Die Branche erzeugt gerade in Baden-Württemberg vielfältige Produkte für den Weltmarkt. Kennzeichnend für den Werkzeugmaschinenbau ist die große Variationsbreite der Verfahren sowie Einzel- als auch Kleinserienfertigung. Mit dem Einzug der Automatisierung und Industrieroboter wurden die Kompetenzen der Beschäftigten im Land nicht nur erhalten, sondern kontinuierlich ausgebaut. Die Möglichkeiten der Künstlichen Intelligenz (KI) und des Maschinellen Lernens (ML) werden nun weitere Automatisierungsschritte erlauben. Auch dabei werden abermals die Mitarbeitenden eine zentrale Rolle spielen.

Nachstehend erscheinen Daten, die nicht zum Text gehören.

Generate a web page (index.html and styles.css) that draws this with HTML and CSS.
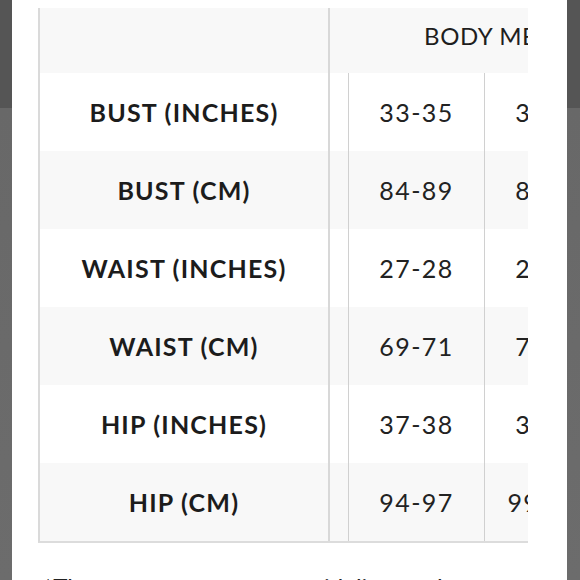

Denn sie sind es, die über die Handlungsvorschläge der KI entscheiden müssen. Errechnet ein KI-basiertes Programm auf der Basis vorangegangener Anwendungsfälle beispielsweise Schnittmuster für einen individuellen Auftrag, liegt es an den Beschäftigten zu prüfen, ob dieses Muster auch tatsächlich den jeweiligen Anforderungen entspricht. Angestellte mit entsprechenden digitalen Kompetenzen verschaffen Unternehmen auf diese Weise einen unmittelbaren Wettbewerbsvorteil, da sie Kundenwünsche besser erfüllen können.

Für Unternehmen kommt es daher in Zukunft vor allem darauf, die Technikgestaltung, das Engineering, künftig enger mit der Techniknutzung auf dem Shopfloor zu verzahnen. Die Digitalisierung souverän zu gestalten, bedeutet daher, die Fachkräfte auch in der Zukunft in die Lage zu versetzen, die Grenzen der (digitalen) Technologien zu erkennen, um die Kreativität und Handlungsfreiheit des Unternehmens zu bewahren.